Pas de défaillance" des services de l'Etat, affirme Emmanuel Macron

Emmanuel Macron a affirmé ce mercredi 30 octobre à Rouen qu'il n'y avait pas eu de "défaillance des services de l'État" dans la gestion de l'incendie de l'usine chimique Lubrizol le 26 septembre dernier.
"Les services de l'État ont agi avec compétence, avec beaucoup de sang froid, beaucoup de professionnalisme", a affirmé le président de la République lors d'un point presse à la mairie de Rouen. "De là où je suis, je n'ai pas vu de défaillance, au contraire", a-t-il ajouté, saluant le travail des pompiers "qui n'ont pas connu la peur, qui ont permis de contenir ce qui s'est passé à Lubrizol et d'éviter des conséquences qui auraient pu être bien plus dommageables".
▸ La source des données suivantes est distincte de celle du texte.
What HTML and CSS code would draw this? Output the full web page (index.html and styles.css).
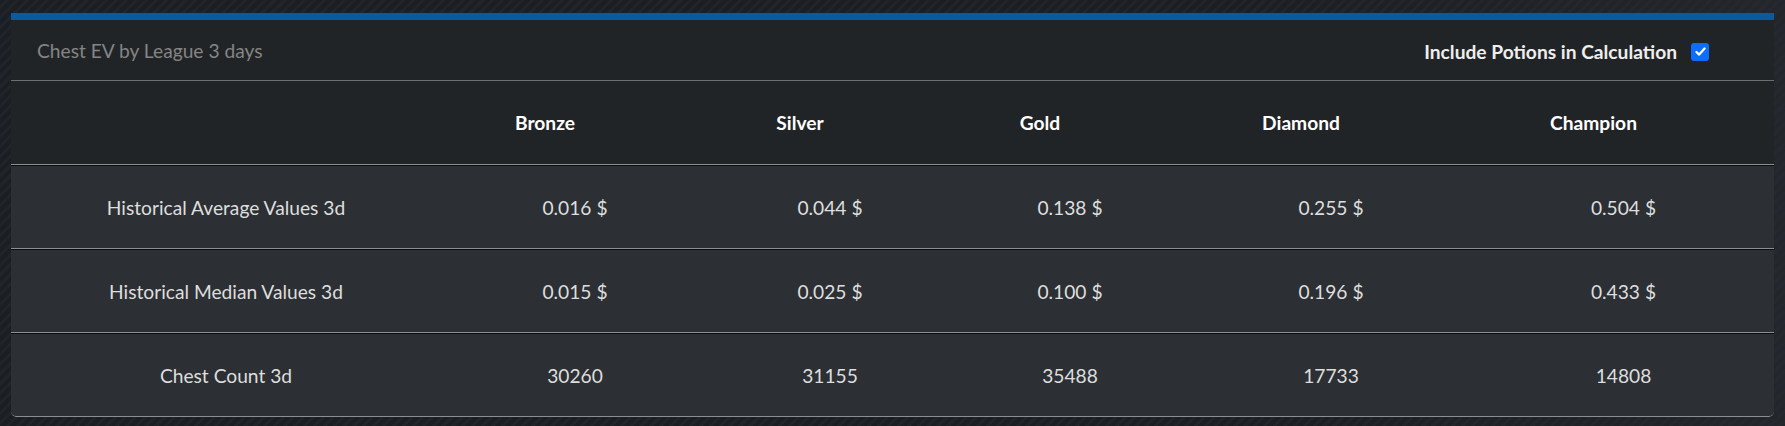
FILE: index.html
```html
<!DOCTYPE html>
<html lang="en">
<head>
<meta charset="utf-8">
<title>Chest EV by League</title>
<link rel="stylesheet" href="styles.css">
</head>
<body>
<div class="page">
  <section class="card">
    <header class="card-head">
      <h2 class="title">Chest EV by League 3 days</h2>
      <label class="toggle">
        <span class="toggle-text">Include Potions in Calculation</span>
        <span class="check">
          <svg viewBox="0 0 16 16" width="13" height="13"><path d="M3 8.6 L6.4 11.8 L13 4.4" fill="none" stroke="#fff" stroke-width="2.8" stroke-linecap="round" stroke-linejoin="round"/></svg>
        </span>
      </label>
    </header>
    <div class="table">
      <div class="row head">
        <div class="cell"></div>
        <div class="cell">Bronze</div>
        <div class="cell">Silver</div>
        <div class="cell">Gold</div>
        <div class="cell">Diamond</div>
        <div class="cell">Champion</div>
      </div>
      <div class="row body">
        <div class="cell">Historical Average Values 3d</div>
        <div class="cell">0.016 $</div>
        <div class="cell">0.044 $</div>
        <div class="cell">0.138 $</div>
        <div class="cell">0.255 $</div>
        <div class="cell">0.504 $</div>
      </div>
      <div class="row body">
        <div class="cell">Historical Median Values 3d</div>
        <div class="cell">0.015 $</div>
        <div class="cell">0.025 $</div>
        <div class="cell">0.100 $</div>
        <div class="cell">0.196 $</div>
        <div class="cell">0.433 $</div>
      </div>
      <div class="row body last">
        <div class="cell">Chest Count 3d</div>
        <div class="cell">30260</div>
        <div class="cell">31155</div>
        <div class="cell">35488</div>
        <div class="cell">17733</div>
        <div class="cell">14808</div>
      </div>
    </div>
  </section>
</div>
</body>
</html>
```

FILE: styles.css
```css
html, body {
  margin: 0;
  padding: 0;
}

body {
  width: 1785px;
  height: 426px;
  overflow: hidden;
  font-family: Lato, "Open Sans", "Liberation Sans", sans-serif;
  background-color: #1c1f23;
  background-image:
    linear-gradient(90deg, rgba(28,31,35,0) 0%, rgba(28,31,35,0) 70%, rgba(40,43,49,0.6) 100%),
    repeating-linear-gradient(135deg, #1b1e22 0px, #1b1e22 4px, #212428 4px, #212428 7px);
}

.page {
  padding: 13px 11px 0 11px;
}

.card {
  background: #212426;
  border-top: 7px solid #0b5a9c;
  border-radius: 0 0 5px 5px;
  overflow: hidden;
}

.card-head {
  height: 60px;
  border-bottom: 1px solid #6e6f70;
  display: flex;
  align-items: center;
  justify-content: space-between;
  padding: 0 65px 0 26px;
}

.title {
  margin: 0;
  font-size: 19.2px;
  font-weight: 400;
  color: #858585;
}

.toggle {
  display: flex;
  align-items: center;
  gap: 14px;
  margin-top: 3px;
}

.toggle-text {
  font-size: 19.2px;
  font-weight: 700;
  color: #eeeeee;
}

.check {
  width: 18px;
  height: 18px;
  border-radius: 3px;
  background: #0d6efd;
  display: flex;
  align-items: center;
  justify-content: center;
}

.table {
  display: flex;
  flex-direction: column;
}

.row {
  display: grid;
  grid-template-columns: 430px 268px 242px 238px 284px 1fr;
  align-items: center;
}

.row.head {
  height: 83px;
  background: #212426;
  border-bottom: 1px solid #8d8e8f;
}

.row.head .cell {
  font-weight: 700;
  color: #ffffff;
  padding-right: 60px;
}

.row.head .cell:first-child {
  padding-right: 0;
}

.row.body {
  height: 82px;
  background: #2c3034;
  border-top: 1px solid #0b0c0d;
  border-bottom: 1px solid #8d8e8f;
}

.row.body.last {
  border-radius: 0 0 5px 5px;
}

.cell {
  text-align: center;
  font-size: 19.2px;
  color: #dedede;
}
```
Comme il s'y était engagé, le chef de l'État est venu mercredi soir à Rouen - ce déplacement n'était pas à l'agenda présidentiel - pour apporter "un message de soutien et de considération" aux Rouennais après l'incendie du 26 septembre . A l'issue d'une rencontre avec le maire, Yvon Robert, il s'est défendu d'être venu trop tard à Rouen. "Le rôle du président de la République n'est pas de se précipiter dès qu'il y a quelque chose qui se passe." "C'est une visite à dimension symbolique. C'est important que le président de la République se rende compte de la situation (après) un accident grave qui a touché la population", avait déclaré Yvon Robert peu avant l'arrivée du chef de l'État.